** Start **
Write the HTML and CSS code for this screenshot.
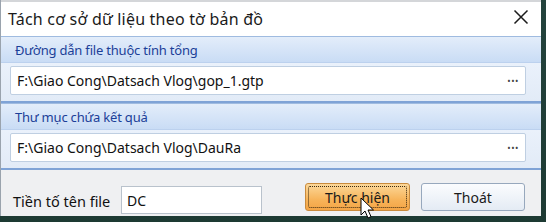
FILE: index.html
```html
<!DOCTYPE html>
<html lang="vi">
<head>
<meta charset="utf-8">
<title>Tách cơ sở dữ liệu theo tờ bản đồ</title>
<link rel="stylesheet" href="styles.css">
</head>
<body>
<div class="screen">
  <div class="window">
    <div class="titlebar">
      <span class="title">Tách cơ sở dữ liệu theo tờ bản đồ</span>
      <span class="close">
        <svg width="16" height="16" viewBox="0 0 16 16"><path d="M1.5 1.5 L14.5 14.5 M14.5 1.5 L1.5 14.5" stroke="#1b1b1b" stroke-width="1.5" fill="none"/></svg>
      </span>
    </div>
    <div class="group">
      <div class="group-head">Đường dẫn file thuộc tính tổng</div>
      <div class="group-body">
        <div class="field">
          <span class="field-text">F:\Giao Cong\Datsach Vlog\gop_1.gtp</span>
          <span class="dots">•••</span>
        </div>
      </div>
    </div>
    <div class="group">
      <div class="group-head">Thư mục chứa kết quả</div>
      <div class="group-body">
        <div class="field">
          <span class="field-text">F:\Giao Cong\Datsach Vlog\DauRa</span>
          <span class="dots">•••</span>
        </div>
      </div>
    </div>
    <div class="footer">
      <span class="label">Tiền tố tên file</span>
      <div class="prefix">DC</div>
      <div class="btn btn-primary"><span class="focus">Thực hiện</span></div>
      <div class="btn btn-secondary">Thoát</div>
    </div>
    <svg class="cursor" width="16" height="24" viewBox="0 0 16 24"><path d="M1 1 L1 18 L5 14 L8 21 L11 19.6 L8 13 L13.5 13 Z" fill="#fff" stroke="#000" stroke-width="1" stroke-linejoin="round"/></svg>
  </div>
</div>
</body>
</html>
```

FILE: styles.css
```css
* { box-sizing: border-box; }
html, body { margin: 0; padding: 0; }
body {
  width: 546px;
  height: 222px;
  overflow: hidden;
  background: #24433d;
  font-family: "Noto Sans", "Liberation Sans", sans-serif;
}
.screen {
  width: 546px;
  height: 222px;
  background: linear-gradient(#24433d, #1d3a33);
}
.window {
  position: relative;
  width: 541px;
  height: 216px;
  background: #eef0f3;
  border-left: 1px solid #9aa3ad;
  display: flex;
  flex-direction: column;
}
.titlebar {
  height: 36px;
  background: #ffffff;
  border-top: 2px solid #d4d6d9;
  display: flex;
  align-items: center;
  justify-content: space-between;
  padding: 0 12px 0 7px;
}
.title {
  font-size: 16px;
  color: #1a1a1a;
  letter-spacing: 0.2px;
}
.close {
  display: flex;
  margin-top: -4px;
}
.group {
  border-top: 1px solid #9fbbe0;
  border-bottom: 2px solid #7fa3d6;
  height: 67px;
  display: flex;
  flex-direction: column;
}
.group-head {
  height: 26px;
  background: linear-gradient(#e3edfa, #c9dcf5);
  color: #1c3f98;
  font-size: 13px;
  letter-spacing: -0.2px;
  display: flex;
  align-items: center;
  padding-left: 14px;
  border-bottom: 1px solid #bcd1ee;
}
.group-body {
  flex: 1;
  background: linear-gradient(#eaf1fb, #e2ebf7);
  padding: 3px 15px 0 9px;
}
.field {
  height: 29px;
  background: #ffffff;
  border: 1px solid #bfcfe2;
  border-radius: 2px;
  display: flex;
  align-items: center;
  justify-content: space-between;
  padding: 0 6px 0 6px;
  font-size: 14px;
  color: #111;
}
.dots {
  font-size: 9px;
  color: #444;
  letter-spacing: 0.5px;
}
.footer {
  flex: 1;
  display: flex;
  align-items: flex-start;
  padding: 13px 15px 0 12px;
  background: #eff0f2;
}
.label {
  font-size: 14.5px;
  color: #111;
  width: 108px;
  margin-top: 8px;
}
.prefix {
  width: 141px;
  height: 28px;
  margin-top: 3px;
  background: #fff;
  border: 1px solid #b9c2cc;
  font-size: 14px;
  color: #111;
  display: flex;
  align-items: center;
  padding-left: 5px;
}
.btn {
  height: 28px;
  border-radius: 3px;
  display: flex;
  align-items: center;
  justify-content: center;
  font-size: 14px;
  color: #1a1a1a;
}
.btn-primary {
  width: 105px;
  margin-left: 43px;
  background: linear-gradient(#fcd89a, #f7b45a 60%, #f4a445);
  border: 1px solid #c98b3e;
  padding: 2px;
}
.focus {
  flex: 1;
  align-self: stretch;
  border: 1.5px dotted #3b2a10;
  border-radius: 2px;
  display: flex;
  align-items: center;
  justify-content: center;
}
.btn-secondary {
  width: 104px;
  margin-left: 11px;
  background: linear-gradient(#fbfcfe, #e4ebf4);
  border: 1px solid #97a8bd;
}
.cursor {
  position: absolute;
  left: 359px;
  top: 197px;
}
```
** End **
■ **Problem to work on**: Retype the listing exactly. Pictures do not belong in the copy.

■ **The response**:
Write the HTML and CSS code for this screenshot.
FILE: index.html
```html
<!DOCTYPE html>
<html lang="vi">
<head>
<meta charset="utf-8">
<title>Tách cơ sở dữ liệu theo tờ bản đồ</title>
<link rel="stylesheet" href="styles.css">
</head>
<body>
<div class="screen">
  <div class="window">
    <div class="titlebar">
      <span class="title">Tách cơ sở dữ liệu theo tờ bản đồ</span>
      <span class="close">
        <svg width="16" height="16" viewBox="0 0 16 16"><path d="M1.5 1.5 L14.5 14.5 M14.5 1.5 L1.5 14.5" stroke="#1b1b1b" stroke-width="1.5" fill="none"/></svg>
      </span>
    </div>
    <div class="group">
      <div class="group-head">Đường dẫn file thuộc tính tổng</div>
      <div class="group-body">
        <div class="field">
          <span class="field-text">F:\Giao Cong\Datsach Vlog\gop_1.gtp</span>
          <span class="dots">•••</span>
        </div>
      </div>
    </div>
    <div class="group">
      <div class="group-head">Thư mục chứa kết quả</div>
      <div class="group-body">
        <div class="field">
          <span class="field-text">F:\Giao Cong\Datsach Vlog\DauRa</span>
          <span class="dots">•••</span>
        </div>
      </div>
    </div>
    <div class="footer">
      <span class="label">Tiền tố tên file</span>
      <div class="prefix">DC</div>
      <div class="btn btn-primary"><span class="focus">Thực hiện</span></div>
      <div class="btn btn-secondary">Thoát</div>
    </div>
    <svg class="cursor" width="16" height="24" viewBox="0 0 16 24"><path d="M1 1 L1 18 L5 14 L8 21 L11 19.6 L8 13 L13.5 13 Z" fill="#fff" stroke="#000" stroke-width="1" stroke-linejoin="round"/></svg>
  </div>
</div>
</body>
</html>
```

FILE: styles.css
```css
* { box-sizing: border-box; }
html, body { margin: 0; padding: 0; }
body {
  width: 546px;
  height: 222px;
  overflow: hidden;
  background: #24433d;
  font-family: "Noto Sans", "Liberation Sans", sans-serif;
}
.screen {
  width: 546px;
  height: 222px;
  background: linear-gradient(#24433d, #1d3a33);
}
.window {
  position: relative;
  width: 541px;
  height: 216px;
  background: #eef0f3;
  border-left: 1px solid #9aa3ad;
  display: flex;
  flex-direction: column;
}
.titlebar {
  height: 36px;
  background: #ffffff;
  border-top: 2px solid #d4d6d9;
  display: flex;
  align-items: center;
  justify-content: space-between;
  padding: 0 12px 0 7px;
}
.title {
  font-size: 16px;
  color: #1a1a1a;
  letter-spacing: 0.2px;
}
.close {
  display: flex;
  margin-top: -4px;
}
.group {
  border-top: 1px solid #9fbbe0;
  border-bottom: 2px solid #7fa3d6;
  height: 67px;
  display: flex;
  flex-direction: column;
}
.group-head {
  height: 26px;
  background: linear-gradient(#e3edfa, #c9dcf5);
  color: #1c3f98;
  font-size: 13px;
  letter-spacing: -0.2px;
  display: flex;
  align-items: center;
  padding-left: 14px;
  border-bottom: 1px solid #bcd1ee;
}
.group-body {
  flex: 1;
  background: linear-gradient(#eaf1fb, #e2ebf7);
  padding: 3px 15px 0 9px;
}
.field {
  height: 29px;
  background: #ffffff;
  border: 1px solid #bfcfe2;
  border-radius: 2px;
  display: flex;
  align-items: center;
  justify-content: space-between;
  padding: 0 6px 0 6px;
  font-size: 14px;
  color: #111;
}
.dots {
  font-size: 9px;
  color: #444;
  letter-spacing: 0.5px;
}
.footer {
  flex: 1;
  display: flex;
  align-items: flex-start;
  padding: 13px 15px 0 12px;
  background: #eff0f2;
}
.label {
  font-size: 14.5px;
  color: #111;
  width: 108px;
  margin-top: 8px;
}
.prefix {
  width: 141px;
  height: 28px;
  margin-top: 3px;
  background: #fff;
  border: 1px solid #b9c2cc;
  font-size: 14px;
  color: #111;
  display: flex;
  align-items: center;
  padding-left: 5px;
}
.btn {
  height: 28px;
  border-radius: 3px;
  display: flex;
  align-items: center;
  justify-content: center;
  font-size: 14px;
  color: #1a1a1a;
}
.btn-primary {
  width: 105px;
  margin-left: 43px;
  background: linear-gradient(#fcd89a, #f7b45a 60%, #f4a445);
  border: 1px solid #c98b3e;
  padding: 2px;
}
.focus {
  flex: 1;
  align-self: stretch;
  border: 1.5px dotted #3b2a10;
  border-radius: 2px;
  display: flex;
  align-items: center;
  justify-content: center;
}
.btn-secondary {
  width: 104px;
  margin-left: 11px;
  background: linear-gradient(#fbfcfe, #e4ebf4);
  border: 1px solid #97a8bd;
}
.cursor {
  position: absolute;
  left: 359px;
  top: 197px;
}
```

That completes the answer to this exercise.